Wind energy advocates have cheered as each of seven states in the US adopted "Renewables Portfolio Standard" (RPS) laws over the past three years. A closer look reveals, however, that six of these state RPSs are missing one or more of the elements necessary to create competitive renewables markets that will support new projects. Without the shining example of Texas, it would be easy to write off the RPS as an ineffective policy. That Texas is now, by far, wind's hottest market in the United States is evidence that the RPS -- done right -- can live up to its potential to advance wind and other renewable resources at least cost.
Though most of these state laws are formally or informally referred to as "Renewables Portfolio Standards," they differ in important respects from the policy that was originally put forth by the American Wind Energy Association (AWEA) in 1995 (box). Likewise, in Europe, the RPS and other terms, such as "tradable green certificate obligation," are being bantered about without any commonly accepted definition. But the details are critical, as the uncertain -- and in some cases useless -- results in six of the seven US states make clear.
Of all of them, Maine's is the most poorly constructed law, lacking six of ten crucial elements (table).

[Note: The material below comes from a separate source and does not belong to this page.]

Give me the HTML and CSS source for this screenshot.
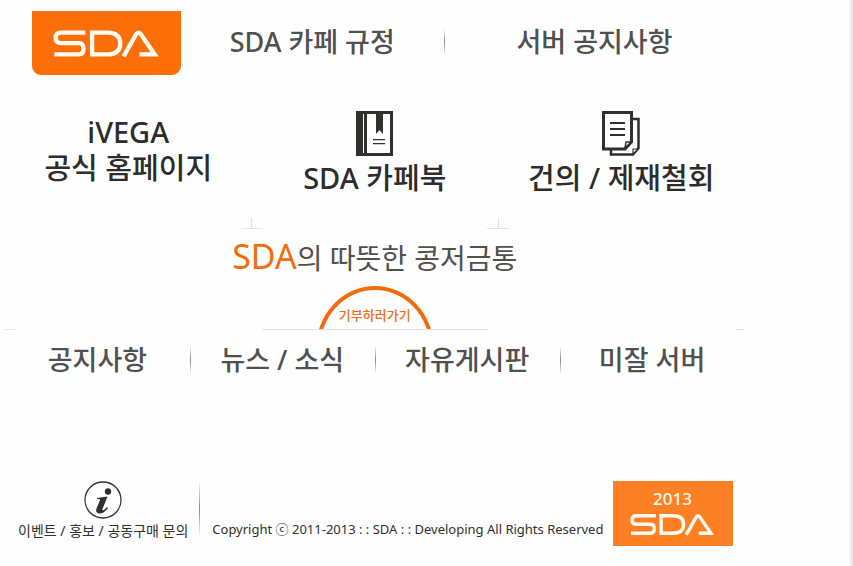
FILE: index.html
```html
<!DOCTYPE html>
<html lang="ko">
<head>
<meta charset="utf-8">
<meta name="viewport" content="width=device-width, initial-scale=1">
<title>SDA 카페</title>
<link rel="stylesheet" href="styles.css">
</head>
<body>
<svg class="defs" aria-hidden="true">
  <symbol id="sda-mark" viewBox="0 0 326 86">
    <g fill="none" stroke="currentColor" stroke-width="13">
      <path d="M98 10H24Q8 10 8 26T24 42H78Q92 42 92 59T78 76H4"/>
      <path d="M118 10H164Q203 10 203 43T164 76H118Z"/>
      <path d="M213 82 249 18Q258 2 267 18L307 76H261"/>
    </g>
  </symbol>
</svg>
<div class="page">
  <header class="top">
    <a class="brand" href="#" aria-label="SDA"><svg class="brand-mark" aria-hidden="true"><use href="#sda-mark"/></svg></a>
    <nav class="top-nav">
      <a href="#">SDA 카페 규정</a>
      <span class="divider"></span>
      <a href="#">서버 공지사항</a>
    </nav>
  </header>

  <main>
    <div class="features">
      <a class="feature feature-text" href="#"><span>iVEGA</span><span>공식 홈페이지</span></a>
      <a class="feature" href="#">
        <svg class="feature-icon" viewBox="0 0 38 45" aria-hidden="true">
          <path fill="#30302c" d="M0 0H37V45H0Z"/>
          <path fill="#fff" d="M7 3H8V42H7ZM11 3H34V42H11Z"/>
          <path fill="#30302c" d="M20 2H27V23L23.500 19 20 23ZM17 28H29V29.300H17ZM17 32H29V33.300H17Z"/>
        </svg>
        <span>SDA 카페북</span>
      </a>
      <a class="feature" href="#">
        <svg class="feature-icon" viewBox="0 0 38 45" aria-hidden="true">
          <g fill="#fff" stroke="#30302c" stroke-width="2.500">
            <path d="M9 8H36.500V37L31 43.500H9Z"/>
            <path stroke-width="1.200" d="M31 43V38H36Z"/>
            <path stroke-width="3" d="M1.500 1.500H29.500V31L23 38H1.500Z"/>
            <path stroke-width="1.500" d="M23 37 24 31H29Z"/>
            <path stroke-width="2" d="M8 12H23M8 18H23M8 24H23"/>
          </g>
        </svg>
        <span>건의 / 제재철회</span>
      </a>
    </div>
    <div class="ticks"><span class="tick"></span><span class="tick"></span></div>

    <section class="bank">
      <h1><strong>SDA</strong>의 따뜻한 콩저금통</h1>
      <a class="donate" href="#">기부하러가기</a>
      <div class="rule"><span></span><span class="rule-mid"></span><span></span></div>
    </section>

    <nav class="boards">
      <a href="#">공지사항</a>
      <a href="#">뉴스 / 소식</a>
      <a href="#">자유게시판</a>
      <a href="#">미잘 서버</a>
    </nav>
  </main>

  <footer class="bottom">
    <a class="contact" href="#">
      <svg class="info-icon" viewBox="0 0 38 38" aria-hidden="true">
        <circle cx="19" cy="19" r="18" fill="#fff" stroke="#30302c" stroke-width="1.300"/>
        <circle cx="24" cy="10.500" r="3.200" fill="#30302c"/>
        <path fill="#30302c" d="M13 17 23.500 15.500 18.500 28Q18 30 20 29L23 26 24 27Q20 32.500 15.500 32.500 11 32 12.500 27.500L16 19Q16 17.500 13 18Z"/>
      </svg>
      <span>이벤트 / 홍보 / 공동구매 문의</span>
    </a>
    <span class="divider divider-tall"></span>
    <p class="copyright">Copyright ⓒ 2011-2013 : : SDA : : Developing All Rights Reserved</p>
    <div class="stamp"><span>2013</span><svg class="stamp-mark" role="img" aria-label="SDA"><use href="#sda-mark"/></svg></div>
  </footer>
</div>
</body>
</html>
```
FILE: styles.css
```css
* { box-sizing: border-box; }

body {
  margin: 0;
  min-height: 100vh;
  border-right: 3px solid #ebebeb;
  background: #fefefe;
  color: #50504f;
  font-family: "Noto Sans", "Noto Sans CJK KR", sans-serif;
  font-size: 27px;
  font-weight: 500;
  line-height: 36px;
}

a { color: inherit; text-decoration: none; white-space: nowrap; }

.defs { position: absolute; width: 0; height: 0; }

.page { width: 87%; margin-left: 5px; padding-top: 11px; }

.divider,
.boards a + a::before {
  width: 1px;
  height: 28px;
  background: linear-gradient(transparent, #888, transparent);
}

.top { display: flex; padding-left: 27px; }

.brand {
  display: flex;
  align-items: center;
  justify-content: center;
  width: 149px;
  height: 64px;
  border-radius: 0 0 9px 9px;
  background: #fb6e08;
  color: #fffaf0;
}

.brand-mark { width: 108px; height: 29px; }

.top-nav {
  flex: 1;
  display: grid;
  grid-template-columns: 7fr 1px 8fr;
  align-items: center;
  padding-bottom: 2px;
  text-align: center;
}

.features {
  display: grid;
  grid-template-columns: repeat(3, 1fr);
  margin-top: 36px;
  color: #2c2c2a;
  font-size: 29px;
}

.feature {
  display: flex;
  flex-direction: column;
  align-items: center;
  gap: 4px;
}

.feature-text { gap: 0; padding-top: 3px; }
.feature-icon { width: 38px; height: 45px; }

.ticks {
  display: grid;
  grid-template-columns: repeat(3, 1fr);
  margin-top: 22px;
}

.tick {
  grid-column: 2;
  width: 22px;
  height: 11px;
  margin-left: -11px;
  border-bottom: 1px solid #e2e2e2;
  background: linear-gradient(#e2e2e2, #e2e2e2) center / 1px 100% no-repeat;
}

.tick + .tick { grid-column: 3; }

.bank {
  display: flex;
  flex-direction: column;
  align-items: center;
}

.bank h1 {
  margin: 5px 0 0;
  font-size: 28px;
  font-weight: 400;
  line-height: 44px;
}

.bank strong {
  color: #f26c0d;
  font-size: 34px;
  font-weight: 400;
}

.donate {
  position: relative;
  width: 118px;
  height: 43px;
  margin-top: 6px;
  padding-top: 19px;
  overflow: hidden;
  color: #ee6c12;
  font-size: 13px;
  line-height: 20px;
  text-align: center;
}

.donate::before {
  content: "";
  position: absolute;
  inset: 0 0 auto;
  height: 118px;
  border: 4px solid #f26c0d;
  border-radius: 50%;
}

.rule {
  align-self: stretch;
  display: flex;
  justify-content: space-between;
}

.rule span { width: 10px; height: 1px; background: #e2e2e2; }
.rule .rule-mid { width: 226px; }

.boards {
  display: grid;
  grid-template-columns: repeat(4, 1fr);
  margin-top: 12px;
}

.boards a {
  position: relative;
  text-align: center;
}

.boards a + a::before {
  content: "";
  position: absolute;
  left: 0;
  top: 4px;
}

.bottom {
  display: flex;
  align-items: flex-start;
  margin-top: 103px;
  padding-left: 13px;
  color: #30302e;
  font-size: 14px;
  font-weight: 400;
  line-height: 20px;
}

.contact {
  display: flex;
  flex-direction: column;
  align-items: center;
  gap: 2px;
}

.info-icon { width: 38px; height: 38px; }

.divider-tall { height: 56px; margin-left: 11px; }

.copyright {
  margin: 38px 0 0 12px;
  font-size: 13px;
  white-space: nowrap;
}

.stamp {
  flex: none;
  display: flex;
  flex-direction: column;
  align-items: center;
  gap: 4px;
  width: 120px;
  height: 65px;
  margin: 0 12px 0 auto;
  padding-top: 8px;
  background: #fd8024;
  color: #fffaf0;
  font-size: 17px;
  font-weight: 500;
}

.stamp-mark { width: 86px; height: 23px; }
```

As such it holds no hope of supporting new renewables development of any kind and will do little to support projects already on-line. Connecticut regulators had the opportunity to do it right, but botched the job and are now being taken to court. In Massachusetts, the law does not require trading of renewable energy credits or automatic penalties and contains other potentially crippling ambiguities that must be resolved by regulators. In Nevada, New Jersey, and especially Wisconsin, less-than-ideal laws still leave hope that regulators will rescue the law from potential ineffectiveness or inefficiency. Hanging in the balance are several thousand megawatts of new renewables capacity that could be required in the six states if regulators correct legislative shortcomings.
These hastily drafted RPS provisions were the consequence of political battles over electric industry restructuring in which relatively small RPS requirements were tossed to politically weak environmental and renewables lobbies to dress up much larger financial benefits bestowed on utilities and large energy consumers. In some cases, opposing political interests succeeded in watering down the RPS. In others, renewables advocates realised too late that key provisions were missing. Regulators then put the RPS last on their list of implementation priorities as they struggle to overhaul the entire electric industry.
Supporters of the RPS concept are fortunate that evidence is already coming in from Texas -- where the law requires 2000 MW of new renewables capacity by 2008 -- that decently constructed RPS legislation and thoughtful implementation will lead to real markets for wind energy. A month after regulations became final, TXU Electric -- not one of the RPS's great supporters -- took a step towards compliance by issuing a request for proposals for 500 million kilowatt-hours' worth of tradable renewable energy credits annually (Windpower Monthly, February 2000).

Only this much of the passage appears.